CONCHITA
En la parte de atrás de esa sonrisa brillante, amplia y nacarada de su DNI azulado, resaltaba con letras negras “Profesión: S.L.”.
Y aunque no era su profesión, sí es cierto que se la tomó como tal. Sus labores las tuvo siempre al día manteniendo la logística del hogar de un matrimonio con seis hijos -zapatilla de invierno acechadora en alto a las ocho de la mañana para que ninguno llegáramos tarde al cole, y zapatilla de verano tipo chancla de junio para echarnos sobre las once a la calle a jugar y dejar de dar por saquillo un rato-; hacía siete camas a diario, iba a la compra para hacer comida variada entre semana para nueve -seis, mas dos, mas el abuelo-, barría a diario, fregaba veinte platos y 80 m² de suelo, ponía tres lavadoras y tendía en el patio treinta kilos de ropa; lloraba a la vista de las facturas de la luz y del agua una vez al mes (¡Ay, si viviera hoy!) y para colmo, le encantaba recibir visitas; visitas de las que nunca pasaron el dedo por los impolutos muebles de madera barnizada y envejecida, en busca de una mísera mota de polvo.

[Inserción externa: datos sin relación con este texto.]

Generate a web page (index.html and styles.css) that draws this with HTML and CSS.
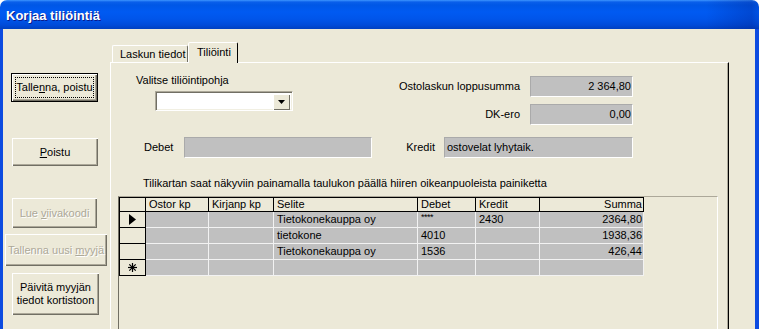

Le gustaba la fiesta y el vino, fumó “Fortuna” y algún que otro “Ducados”. Le encantaba jugar a las cartas, al parchís, a la lotería y a cualquier juego de mesa. Tenía pasión por el teatro, al que le dedicó gran parte de su ilusión y de su tiempo, y hasta hizo alguna que otra valiente escaramuza literaria. Iba a misa todos los domingos hasta incluso cuando, ya mucho tiempo después de haber dejado el tabaco, caminaba con cierta torpeza -ayudada del bastón de madera oscura del que tanto había renegado antes- y con dolores generalizados casi normales para su edad. Pero a misa, sí o sí.
Visitó medio mundo durante casi cincuenta septiembres consecutivos por tierra, mar y aire, y si hubiera tenido la oportunidad, se habría embarcado en el proyecto SpaceX. Seguro.
Pero ocultos detrás de sus pequeños ojos marrones, también -como algo intrínseco al ser humano de a pie- se ocultaban temores o recelos sin demasiado fundamento…
En cierta ocasión, allá por el 73, tras la desafortunada pérdida de un muy íntimo y joven amigo mío, me soltó así, a bote pronto: «Javier, hijo, qué sucios tienes los pies; qué vergüenza pasaría yo si te murieras y tuviera que reconocerte en el hospital…»
En la cara anterior de ese azulado DNI donde pone S.L. está la brillante, intensa y nacarada sonrisa de mi madre. Y quiero pensar que hoy no pasaría vergüenza por mí, porque ya me lavo los pies al menos una vez cada seis meses.